Sur la fausse année blanche

Il n’y aura pas de double imposition en 2018.

En 2018, les contribuables paieront leur impôt sur leurs revenus 2018

Il n’y aura pas d’impôt sur les revenus non exceptionnels perçus en 2017.

La définition des revenus non exceptionnels figurera dans la loi pour éviter les abus et les effets d’aubaine.

Il y aura donc une rupture d’égalité devant l’impôt entre les contribuables puisque les revenus exceptionnels perçus en 2017 seront soumis à l’impôt à l’inverse des revenus non exceptionnels qui ne le seront pas.
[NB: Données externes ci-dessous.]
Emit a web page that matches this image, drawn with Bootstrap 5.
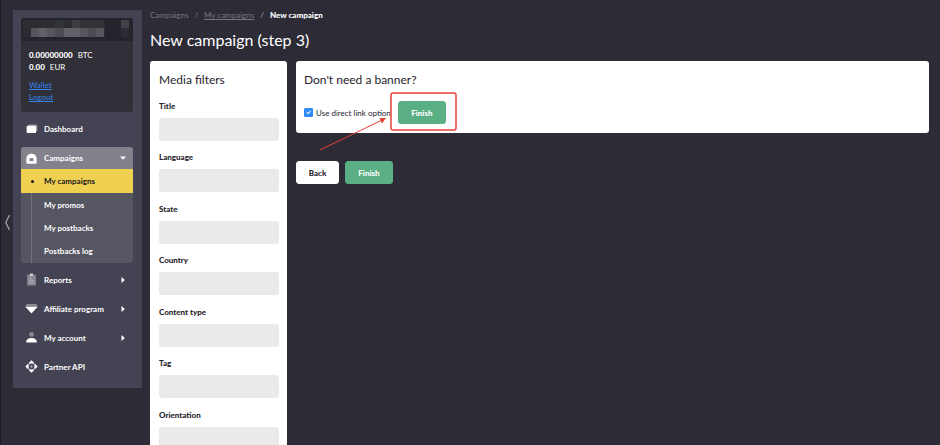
<!DOCTYPE html>
<html lang="en">
<head>
<meta charset="utf-8">
<meta name="viewport" content="width=device-width, initial-scale=1">
<title>New campaign</title>
<link href="https://cdn.jsdelivr.net/npm/bootstrap@5.3.0/dist/css/bootstrap.min.css" rel="stylesheet">
<style>
  body { background: #2d2b36; color: #fff; font: 8px/12px Lato, "Liberation Sans", sans-serif; }
  button, input { font-family: inherit; }

  .gutter { width: 13px; border-left: 1px solid #1d1b25; }
  .gutter svg { width: 6px; height: 18px; }

  .sidebar { width: 129px; background: #444353; padding: 8px 9px 7px 8px; margin-top: 10px; }
  .account { background: #312f38; border-radius: 3px; height: 94px; margin-bottom: 2px; overflow: hidden; }
  .account-name { background: #25242d; height: 23px; padding: 2px; }
  .account-name svg { width: 106px; height: 17px; }
  .account-body { padding: 8px; }
  .account-body a { color: #3385f0; display: block; width: max-content; line-height: 12px; }
  .balance { margin-bottom: 6px; }
  .balance b { font-weight: 900; margin-right: 5px; }

  .menu-item { height: 29px; padding: 0 7px 0 4px; color: #fff; font-size: 8px; font-weight: 700; text-decoration: none; border: 0; background: none; width: 100%; text-align: left; }
  .menu-item .glyph { width: 13px; height: 13px; margin-right: 6px; flex: none; }
  .menu-item .caret { width: 6px; height: 6px; margin-left: auto; flex: none; }
  .group { margin: 4px 0 2px; border-radius: 3px; overflow: hidden; background: #565562; }
  .group .menu-item { height: 22px; background: #83828c; }
  .submenu a { height: 23px; color: #fff; font-weight: 700; text-decoration: none; padding-left: 12px; margin-left: 10px; border-left: 1px solid #73727d; }
  .submenu a.current { height: 24px; background: #f0d050; color: #16141c; margin-left: 0; border: 0; padding-left: 0; }
  .current::before { content: ""; width: 3px; height: 3px; border-radius: 50%; background: #16141c; margin: 0 10px; }
  .submenu a:last-child { height: 24px; }

  .page { padding: 9px 11px 0 8px; }
  .breadcrumb { --bs-breadcrumb-divider-color: #85848d; --bs-breadcrumb-item-padding-x: 6px; font-size: 8px; line-height: 12px; }
  .breadcrumb-item, .breadcrumb-item a { color: #77767f; }
  .breadcrumb-item.active { color: #fff; font-weight: 900; }
  .page-title { font-size: 16px; line-height: 20px; margin: 9px 0 11px; font-weight: 400; }

  .panel { background: #fff; color: #26242c; border-radius: 3px; padding: 0 8px 0 9px; }
  .panel h2 { font-size: 12px; line-height: 16px; font-weight: 400; margin: 0; padding-top: 11px; }
  .filters { width: 137px; }
  .filters form { padding-top: 12px; }
  .field { margin-bottom: 10px; }
  .field:nth-child(even) { margin-bottom: 11px; }
  .field label { display: block; font-weight: 900; line-height: 12px; margin-bottom: 6px; }
  .field input { display: block; width: 100%; height: 23px; border: 0; border-radius: 3px; background: #eaeaea; padding: 0 6px; font-size: 8px; }

  .columns { gap: 9px; }
  .direct { height: 72px; padding-left: 8px; }
  .direct-row { gap: 7px; margin-top: 13px; }
  .direct-row .form-check-input { width: 9px; height: 9px; margin: 0 3px 0 0; border-radius: 1px; flex: none; }
  .direct-row .form-check-input:checked { background-color: #318bf5; border-color: #318bf5; }
  .btn { --bs-btn-font-size: 8px; --bs-btn-line-height: 12px; --bs-btn-font-weight: 900; --bs-btn-padding-x: 0; --bs-btn-padding-y: 0; --bs-btn-border-radius: 3px; height: 23px; }
  .btn-finish { width: 48px; --bs-btn-bg: #5aaf85; --bs-btn-color: #fff; --bs-btn-border-color: #5aaf85; --bs-btn-hover-bg: #4b9c74; --bs-btn-hover-color: #fff; }
  .btn-back { width: 43px; --bs-btn-bg: #fff; --bs-btn-color: #26242c; --bs-btn-border-color: #fff; --bs-btn-hover-bg: #eee; }
  .actions { gap: 6px; margin-top: 28px; }
  /* highlight frame and pointer drawn over the button */
  .callout { position: absolute; left: -80px; top: -9px; width: 140px; height: 62px; pointer-events: none; }
</style>
</head>
<body>
<div class="d-flex vh-100 overflow-hidden align-items-start">
  <div class="gutter h-100 flex-shrink-0 d-flex align-items-center">
    <button type="button" class="btn p-0 border-0 lh-1 ps-1" aria-label="Collapse sidebar">
      <svg viewBox="0 0 6 18" fill="none" stroke="#aaa9b0" stroke-width="1.2"><path d="M4.500 1 .8 8.500l3.700 7.500"/></svg>
    </button>
  </div>

  <aside class="sidebar flex-shrink-0">
    <div class="account">
      <div class="account-name">
        <svg viewBox="0 0 106 17" shape-rendering="crispEdges" aria-hidden="true">
          <path fill="#2c2c32" d="M0 0h82v17H0z"/><path fill="#313438" d="M32 0h8v8h-8z"/><path fill="#3d3c43" d="M49 0h8v8h-8z"/><path fill="#333239" d="M57 0h24v8H57z"/>
          <path fill="#57565c" d="M8 8h73v9H8z"/><path fill="#626167" d="M16 8h8v9h-8zM41 8h16v9H41z"/><path fill="#4c4b51" d="M32 8h9v9h-9zM65 8h8v9h-8z"/>
          <path fill="#404046" d="M98 0h8v8h-8z"/><path fill="#2d2d35" d="M98 8h8v9h-8z"/>
        </svg>
      </div>
      <div class="account-body">
        <div class="balance">
          <div><b>0.00000000</b>BTC</div>
          <div><b>0.00</b>EUR</div>
        </div>
        <a href="#wallet">Wallet</a>
        <a href="#logout">Logout</a>
      </div>
    </div>

    <nav aria-label="Main">
      <a class="menu-item d-flex align-items-center" href="#dashboard">
        <svg class="glyph" viewBox="0 0 12 12"><path fill="#8f8e98" d="M3 2.200h7.500a1 1 0 0 1 1 1v5H10V4H3z"/><rect x="1.500" y="3.500" width="8.800" height="6.700" rx="1" fill="#fff"/></svg>
        Dashboard
      </a>
      <div class="group">
        <button type="button" class="menu-item d-flex align-items-center" aria-expanded="true">
          <svg class="glyph" viewBox="0 0 12 12"><path fill="#fff" fill-rule="evenodd" d="M6 1.300 9.300 2.600 10.700 5v5a.9.900 0 0 1-.9.900H2.200a.9.900 0 0 1-.9-.9V5l1.400-2.400zM4.200 5.800v2.400h3.600V5.800z"/><path fill="#77767f" d="M4.800 6.300h2.400v1.300H4.800z"/></svg>
          Campaigns
          <svg class="caret" viewBox="0 0 6 6"><path fill="#fff" d="M0 1.500h6L3 4.800z"/></svg>
        </button>
        <div class="submenu">
          <a class="current d-flex align-items-center" href="#campaigns" aria-current="page">My campaigns</a>
          <a class="d-flex align-items-center" href="#promos">My promos</a>
          <a class="d-flex align-items-center" href="#postbacks">My postbacks</a>
          <a class="d-flex align-items-center" href="#log">Postbacks log</a>
        </div>
      </div>
      <button type="button" class="menu-item d-flex align-items-center">
        <svg class="glyph" viewBox="0 0 12 12"><path fill="#8a8993" d="M2 1.500h8v10H2z"/><path fill="#d0cfd5" d="M4.600.5h2.800v2.300H4.600z"/><path stroke="#b2b1b9" stroke-width=".8" d="M3.800 5.300h2.700M3.800 7.200h4.400M3.800 9h4.400"/></svg>
        Reports
        <svg class="caret" viewBox="0 0 6 6"><path fill="#fff" d="M1.500 0v6L4.800 3z"/></svg>
      </button>
      <button type="button" class="menu-item d-flex align-items-center">
        <svg class="glyph" viewBox="0 0 12 12"><path fill="#8a8993" d="M1.500 1.800h9l1.200 2.600H.3z"/><path fill="#fff" d="M.3 4.400h11.400L6 10.500z"/></svg>
        Affiliate program
        <svg class="caret" viewBox="0 0 6 6"><path fill="#fff" d="M1.500 0v6L4.800 3z"/></svg>
      </button>
      <button type="button" class="menu-item d-flex align-items-center">
        <svg class="glyph" viewBox="0 0 12 12"><circle cx="6" cy="3.200" r="2.200" fill="#8a8993"/><path fill="#fff" d="M1.200 10.500V9.800c0-4.600 9.600-4.600 9.600 0v.7z"/></svg>
        My account
        <svg class="caret" viewBox="0 0 6 6"><path fill="#fff" d="M1.500 0v6L4.800 3z"/></svg>
      </button>
      <a class="menu-item d-flex align-items-center" href="#api">
        <svg class="glyph" viewBox="0 0 12 12"><path fill="#fff" d="M6 .3 8.600 2.800 7.400 4H4.600L3.400 2.800zM6 11.700 8.600 9.200 7.400 8H4.600L3.400 9.200zM.3 6l2.500-2.600L4 4.600v2.800L2.800 8.600zM11.700 6 9.200 3.400 8 4.600v2.800l1.200 1.200z"/><circle cx="6" cy="6" r="2.700" fill="#444353"/><circle cx="6" cy="6" r="3.200" fill="none" stroke="#c4c3c9" stroke-width=".6"/><circle cx="6" cy="6" r="1.100" fill="#a5a4ad"/></svg>
        Partner API
      </a>
    </nav>
  </aside>

  <main class="page flex-grow-1">
    <nav aria-label="Breadcrumb">
      <ol class="breadcrumb mb-0">
        <li class="breadcrumb-item">Campaigns</li>
        <li class="breadcrumb-item"><a href="#campaigns">My campaigns</a></li>
        <li class="breadcrumb-item active" aria-current="page">New campaign</li>
      </ol>
    </nav>
    <h1 class="page-title">New campaign (step 3)</h1>

    <div class="columns d-flex align-items-start">
      <section class="panel filters flex-shrink-0">
        <h2>Media filters</h2>
        <form>
          <div class="field"><label for="f-title">Title</label><input id="f-title" type="text"></div>
          <div class="field"><label for="f-language">Language</label><input id="f-language" type="text"></div>
          <div class="field"><label for="f-state">State</label><input id="f-state" type="text"></div>
          <div class="field"><label for="f-country">Country</label><input id="f-country" type="text"></div>
          <div class="field"><label for="f-content">Content type</label><input id="f-content" type="text"></div>
          <div class="field"><label for="f-tag">Tag</label><input id="f-tag" type="text"></div>
          <div class="field"><label for="f-orientation">Orientation</label><input id="f-orientation" type="text"></div>
        </form>
      </section>

      <div class="flex-grow-1">
        <section class="panel direct">
          <h2>Don't need a banner?</h2>
          <div class="direct-row d-flex align-items-center">
            <div class="d-flex align-items-center">
              <input class="form-check-input" type="checkbox" id="direct" checked>
              <label for="direct">Use direct link option</label>
            </div>
            <div class="position-relative">
              <button type="button" class="btn btn-finish">Finish</button>
              <svg class="callout" viewBox="0 0 140 62" fill="none" stroke="#e8403a" aria-hidden="true">
                <rect x="73" y="1" width="65" height="37" rx="2" stroke-width="1.500"/>
                <path d="M2 58 63 28.500"/><path fill="#e8403a" stroke="none" d="M68 26l-4 5.500-2.500-5.500z"/>
              </svg>
            </div>
          </div>
        </section>
        <div class="actions d-flex">
          <button type="button" class="btn btn-back">Back</button>
          <button type="button" class="btn btn-finish">Finish</button>
        </div>
      </div>
    </div>
  </main>
</div>
<script src="https://cdn.jsdelivr.net/npm/bootstrap@5.3.0/dist/js/bootstrap.bundle.min.js"></script>
</body>
</html>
Comme souvent en matière fiscale, le conseil constitutionnel nous délivrera une analyse juridique de circonstance pour que les finances publiques soient préservées et pour sauver le « soldat Bercy ».
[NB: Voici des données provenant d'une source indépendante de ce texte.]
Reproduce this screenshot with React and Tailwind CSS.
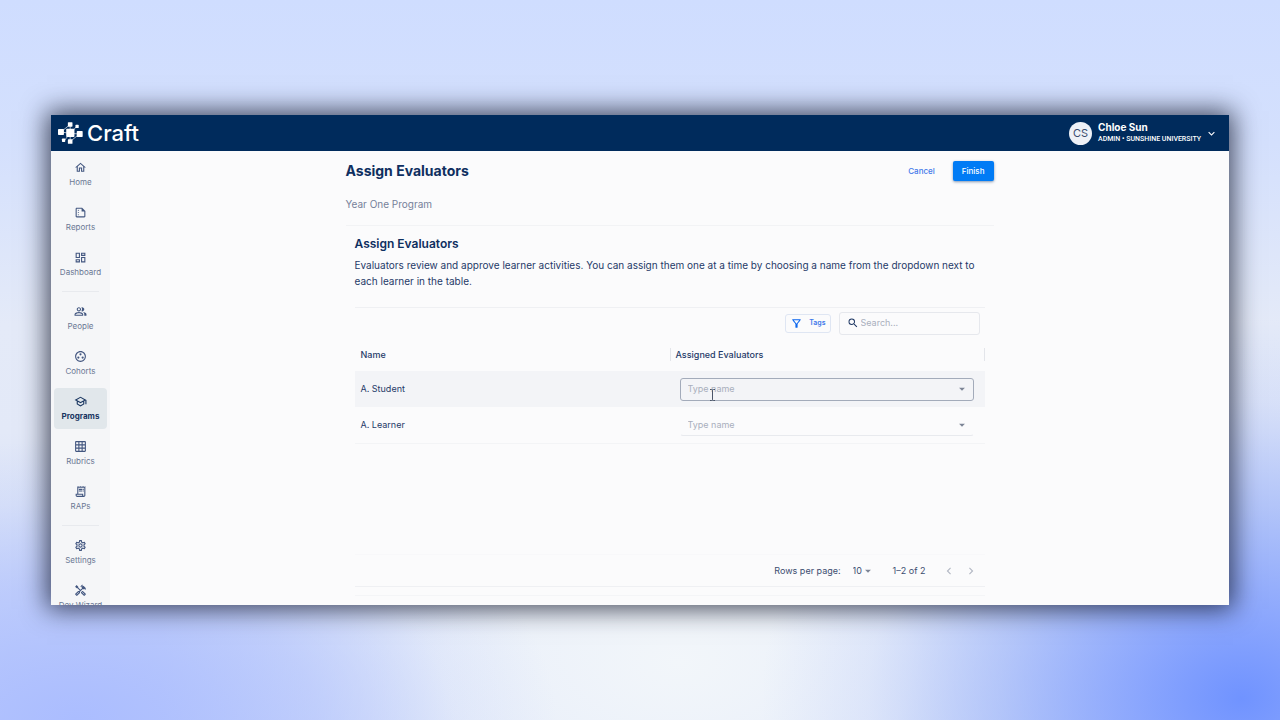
import {
  MdOutlineHome, MdOutlineSummarize, MdOutlineDashboard, MdOutlinePeopleAlt, MdOutlineGroupWork,
  MdOutlineSchool, MdGridOn, MdOutlineReceiptLong, MdOutlineSettings, MdOutlineHandyman,
  MdOutlineFilterAlt, MdSearch, MdArrowDropDown, MdKeyboardArrowDown, MdChevronLeft, MdChevronRight,
} from "react-icons/md";

const NAV = [
  [
    { label: "Home", icon: MdOutlineHome },
    { label: "Reports", icon: MdOutlineSummarize },
    { label: "Dashboard", icon: MdOutlineDashboard },
  ],
  [
    { label: "People", icon: MdOutlinePeopleAlt },
    { label: "Cohorts", icon: MdOutlineGroupWork },
    { label: "Programs", icon: MdOutlineSchool, active: true },
    { label: "Rubrics", icon: MdGridOn },
    { label: "RAPs", icon: MdOutlineReceiptLong },
  ],
  [
    { label: "Settings", icon: MdOutlineSettings },
    { label: "Dev Wizard", icon: MdOutlineHandyman },
  ],
];

const LEARNERS = [
  { id: 1, name: "A. Student", focused: true },
  { id: 2, name: "A. Learner" },
];

function Logo() {
  return (
    <a href="#" aria-label="Craft" className="flex items-center gap-1 text-white">
      <svg viewBox="0 0 76 66" className="h-[22px] w-[25px]" fill="currentColor">
        <path d="M9 30 37 7M37 7v50M20 55 37 34 58 12M9 30l28 4 28 2M37 59l28-23" stroke="currentColor" strokeWidth="2" fill="none" />
        <rect x="25" y="20" width="25" height="25" rx="2" />
        <rect x="30" y="0" width="14" height="14" rx="2" />
        <rect x="0" y="21" width="18" height="18" rx="2" />
        <rect x="57" y="27" width="18" height="18" rx="2" />
        <rect x="30" y="52" width="14" height="14" rx="2" />
        <rect x="53" y="8" width="10" height="10" rx="2" />
        <rect x="12" y="50" width="10" height="10" rx="2" />
      </svg>
      <span className="text-[22px] leading-6 font-medium">Craft</span>
    </a>
  );
}

function Header() {
  return (
    <header className="flex h-9 shrink-0 items-center justify-between bg-[#002b5c] pr-[11px] pl-[7px]">
      <Logo />
      <button className="flex items-center text-left text-white">
        <span className="flex size-[23px] items-center justify-center rounded-full bg-[#eef1f7] text-[11px] text-[#3a4c6e]">CS</span>
        <span className="ml-1.5 flex flex-col">
          <span className="text-[10px] leading-3 font-bold">Chloe Sun</span>
          <span className="font-['Roboto',sans-serif] text-[7px] leading-3 font-medium">ADMIN • SUNSHINE UNIVERSITY</span>
        </span>
        <MdKeyboardArrowDown size={13} className="ml-1" />
      </button>
    </header>
  );
}

function NavItem({ item }) {
  const Icon = item.icon;
  return (
    <a
      href="#"
      className={
        "flex h-[41px] shrink-0 flex-col items-center gap-[3px] rounded pt-[7px] " +
        (item.active ? "bg-[#e1e7eb] font-bold text-[#17345f]" : "text-[#6b7894]")
      }
    >
      <Icon size={13} className={item.active ? "text-[#17345f]" : "text-[#435780]"} />
      <span className="text-[8px] leading-[10px] whitespace-nowrap">{item.label}</span>
    </a>
  );
}

function Sidebar() {
  return (
    <nav className="flex w-[59px] shrink-0 flex-col gap-1 overflow-hidden bg-[#f5f6f8] px-[3px] pt-[3px]">
      {NAV.map((group, i) => (
        <div key={i} className="contents">
          {i > 0 && <hr className="mx-2 my-0.5 border-[#e8eaee]" />}
          {group.map((item) => <NavItem key={item.label} item={item} />)}
        </div>
      ))}
    </nav>
  );
}

function EvaluatorInput({ learner }) {
  return (
    <div
      className={
        "relative mr-[11px] ml-2.5 flex h-[23px] items-center rounded-[3px] border pr-1 pl-[7px] " +
        (learner.focused ? "border-[#a3abba]" : "border-transparent border-b-[#e8eaee]")
      }
    >
      <input
        type="text"
        aria-label={`Evaluator for ${learner.name}`}
        placeholder="Type name"
        className="min-w-0 flex-1 bg-transparent text-[9px] leading-4 outline-none placeholder:text-[#a9afbc]"
      />
      <button aria-label="Show evaluators" className="text-[#7c8596]"><MdArrowDropDown size={14} /></button>
      {learner.focused && (
        <svg viewBox="0 0 7 12" className="pointer-events-none absolute top-2.5 left-7 h-3 w-[7px]" fill="none" stroke="#4b5568">
          <path d="M1 .5h1.5q1 0 1 1 0-1 1-1H6M3.500 1.500v9M1 11.500h1.500q1 0 1-1 0 1 1 1H6" />
        </svg>
      )}
    </div>
  );
}

function Toolbar() {
  return (
    <div className="flex h-[30px] items-center justify-end gap-2 pr-[5px]">
      <button className="flex h-[19px] items-center gap-1.5 rounded-[3px] border border-[#dfe6f3] px-1 text-[7px] font-semibold text-[#3f78ea]">
        <MdOutlineFilterAlt size={13} className="text-[#0b66ee]" />
        Tags
      </button>
      <label className="flex h-[23px] w-[141px] items-center gap-0.5 rounded-[3px] border border-[#e6e8ed] px-[7px]">
        <MdSearch size={12} className="shrink-0 text-[#1f3864]" />
        <input type="search" aria-label="Search" placeholder="Search..." className="min-w-0 flex-1 bg-transparent text-[9px] leading-4 outline-none placeholder:text-[#a9afbc]" />
      </label>
    </div>
  );
}

function Pagination() {
  return (
    <div className="flex h-8 items-center justify-end border-t border-[#f8f8fa] pr-[7px] text-[9px] text-[#3b4d70]">
      <label htmlFor="rows" className="mr-3">Rows per page:</label>
      <div className="relative mr-5 flex items-center">
        <select id="rows" defaultValue="10" className="w-5 appearance-none bg-transparent outline-none">
          <option>10</option>
          <option>25</option>
        </select>
        <MdArrowDropDown size={14} className="pointer-events-none absolute left-2 text-[#7c8596]" />
      </div>
      <span className="mr-4">1–2 of 2</span>
      <button aria-label="Previous page" className="mr-2 text-[#b4b9c4]"><MdChevronLeft size={14} /></button>
      <button aria-label="Next page" className="text-[#b4b9c4]"><MdChevronRight size={14} /></button>
    </div>
  );
}

export default function App() {
  return (
    <div className="h-screen bg-[radial-gradient(ellipse_480px_380px_at_97%_97%,#7093ff_0%,#809efed9_22%,#96affa99_50%,#a5bafa33_78%,transparent_100%),radial-gradient(ellipse_480px_280px_at_6%_100%,#abbdff_0%,#b0c1fe99_50%,#b8c8fc33_78%,transparent_100%),radial-gradient(ellipse_520px_340px_at_53%_92%,#f2f6fa_0%,#f2f6facc_45%,transparent_100%),linear-gradient(#cfddff_0%,#d4e0fd_20%,#e4eaf8_45%,#e3e9f8_60%,#c3d1f8_100%)] px-[51px] py-[115px] font-['Inter',sans-serif] text-[#1f3a68]">
      <div className="flex h-full flex-col overflow-hidden bg-[#fbfbfc] shadow-[0_0_24px_4px_rgba(15,20,40,0.75)]">
        <Header />
        <div className="flex min-h-0 flex-1">
          <Sidebar />
          <main className="min-w-0 flex-1 overflow-hidden">
            <div className="mx-auto flex h-full max-w-[648px] flex-col pt-[10px]">
              <div className="flex items-center justify-between">
                <h1 className="text-[14px] leading-5 font-bold text-[#0f2f60]">Assign Evaluators</h1>
                <div className="flex items-center gap-[18px] text-[8px] font-medium">
                  <button className="text-[#3f78ea]">Cancel</button>
                  <button className="h-5 rounded-[2px] bg-[#007bf5] px-[9px] text-white shadow-sm shadow-slate-400">Finish</button>
                </div>
              </div>
              <p className="mt-[15px] text-[10px] leading-4 text-[#76819a]">Year One Program</p>

              <section className="mt-[13px] flex flex-1 flex-col border-t border-[#f2f3f5] px-[9px] pt-2.5">
                <h2 className="text-[12px] leading-4 font-semibold text-[#0f2f60]">Assign Evaluators</h2>
                <p className="mt-[5px] text-[10px] leading-4">
                  Evaluators review and approve learner activities. You can assign them one at a time by choosing a name from the dropdown next to each learner in the table.
                </p>

                <div className="mt-[18px] flex h-[280px] flex-col border-y border-[#eff0f3]">
                  <Toolbar />
                  <table className="w-full table-fixed text-left text-[9px]">
                    <thead>
                      <tr className="h-[33px]">
                        <th className="px-1.5 font-medium">Name</th>
                        <th className="font-medium">
                          <div className="border-x border-[#e3e5ea] px-[5px]">Assigned Evaluators</div>
                        </th>
                      </tr>
                    </thead>
                    <tbody>
                      {LEARNERS.map((l) => (
                        <tr key={l.id} className={l.focused ? "h-9 bg-[#f3f4f7]" : "h-9 border-b border-[#f3f4f6]"}>
                          <td className="px-1.5">{l.name}</td>
                          <td><EvaluatorInput learner={l} /></td>
                        </tr>
                      ))}
                    </tbody>
                  </table>
                  <div className="mt-auto"><Pagination /></div>
                </div>
                <hr className="mt-2 border-[#f4f5f7]" />
              </section>
            </div>
          </main>
        </div>
      </div>
    </div>
  );
}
En fonction de la définition qui sera donnée des revenus exceptionnels (extensive ou restrictive), l’Etat pourra en 2018 y trouver un gros avantage en trésorerie.

 

Le taux de prélèvement sera actualisé en septembre 2018 pour tenir compte des changements éventuels consécutifs à la déclaration des revenus de 2017 effectuée au printemps 2018. C’est ce taux qui sera utilisé à partir de janvier 2019 et qui sera ensuite à nouveau actualisé chaque année en septembre.

 

Loin d’être la grande révolution annoncée, cette réforme ne fait que modifier le prélèvement de l’impôt en supprimant le décalage d’un an.

Nous espérions un prélèvement libératoire qui supprimerait la complexité de la déclaration de revenus et du calcul de l’impôt. Il n’en est rien, cette réforme a minima consiste tout simplement en une forme de mensualisation généralisée avec de nombreuses sources de complexité à prévoir pour les revenus non salariaux

La vraie révolution aurait été de supprimer le barème, le quotient familial et toutes les niches fiscales pour instaurer un taux forfaitaire unique, fixe et universel.